§ TASK STATEMENT: Show each line that has the string "components" in it.

╭─ DATA SHOWN

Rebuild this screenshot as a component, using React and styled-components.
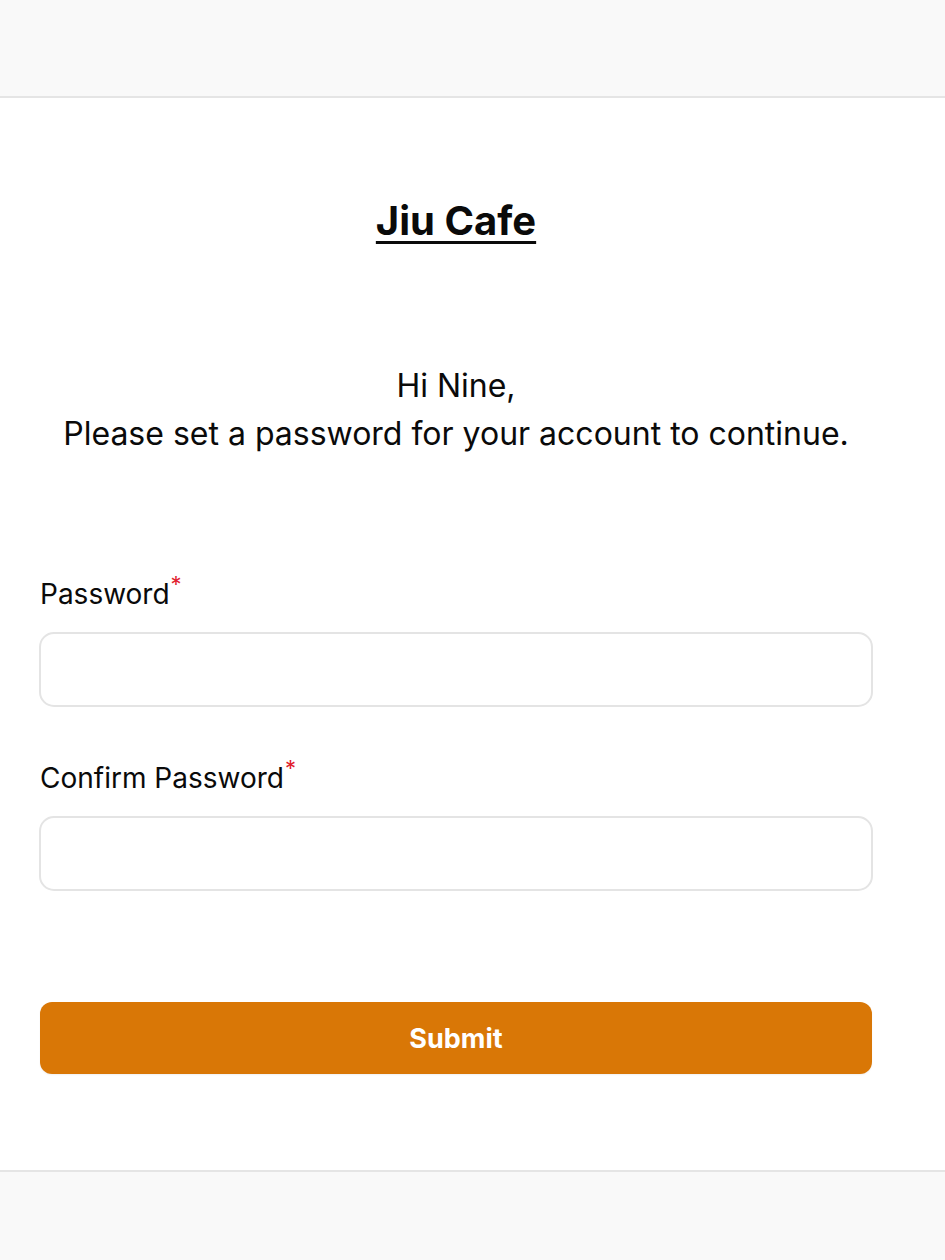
import React from "react";
import styled, { createGlobalStyle } from "styled-components";

const Global = createGlobalStyle`
  html, body { margin: 0; padding: 0; background: #ffffff; }
  body { font-family: Inter, "Noto Sans", sans-serif; color: #0a0a0a; }
  * { box-sizing: border-box; }
`;

const Page = styled.div`
  display: flex;
  flex-direction: column;
  min-height: 1260px;
  width: 945px;
`;

const Header = styled.header`
  height: 98px;
  background: #f9f9f9;
  border-bottom: 2px solid #e5e5e5;
`;

const Main = styled.main`
  width: 912px;
  padding: 99px 39px 96px;
  display: flex;
  flex-direction: column;
  background: #ffffff;
`;

const Title = styled.h1`
  margin: 0;
  text-align: center;
  font-size: 40px;
  line-height: 48px;
  font-weight: 700;
  text-decoration: underline;
  text-decoration-thickness: 3px;
  text-underline-offset: 6px;
`;

const Greeting = styled.p`
  margin: 117px 0 0;
  text-align: center;
  font-size: 32px;
  line-height: 48px;
  font-weight: 400;
`;

const Form = styled.form`
  display: flex;
  flex-direction: column;
  margin-top: 118px;
`;

const Field = styled.div`
  display: flex;
  flex-direction: column;
  gap: 20px;
  margin-top: ${(p) => p.$top || 0}px;
`;

const Label = styled.label`
  font-size: 28px;
  line-height: 36px;
  padding-left: 1px;
`;

const Req = styled.sup`
  color: #e11d2e;
  font-size: 22px;
  line-height: 0;
  vertical-align: 12px;
  margin-left: 1px;
`;

const Input = styled.input`
  width: 100%;
  height: 75px;
  border: 2px solid #e4e4e4;
  border-radius: 15px;
  background: #fff;
  font-size: 24px;
  padding: 0 18px;
  font-family: inherit;
  outline: none;
`;

const Button = styled.button`
  margin: 111px 1px 0;
  height: 72px;
  border: none;
  border-radius: 12px;
  background: #d97706;
  color: #ffffff;
  font-family: Inter, sans-serif;
  font-size: 27px;
  font-weight: 700;
  cursor: pointer;
  box-shadow: 0 1px 2px rgba(0, 0, 0, 0.06);
`;

const Footer = styled.footer`
  flex: 1;
  background: #f9f9f9;
  border-top: 2px solid #e5e5e5;
`;

export default function App() {
  return (
    <>
      <Global />
      <Page>
        <Header />
        <Main>
          <Title>Jiu Cafe</Title>
          <Greeting>
            Hi Nine,
            <br />
            Please set a password for your account to continue.
          </Greeting>
          <Form onSubmit={(e) => e.preventDefault()}>
            <Field>
              <Label htmlFor="pw">
                Password<Req>*</Req>
              </Label>
              <Input id="pw" type="password" />
            </Field>
            <Field $top={53}>
              <Label htmlFor="cpw">
                Confirm Password<Req>*</Req>
              </Label>
              <Input id="cpw" type="password" />
            </Field>
            <Button type="submit">Submit</Button>
          </Form>
        </Main>
        <Footer />
      </Page>
    </>
  );
}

╰─

§ PROBLEM SOLUTION:
Rebuild this screenshot as a component, using React and styled-components.
import styled, { createGlobalStyle } from "styled-components";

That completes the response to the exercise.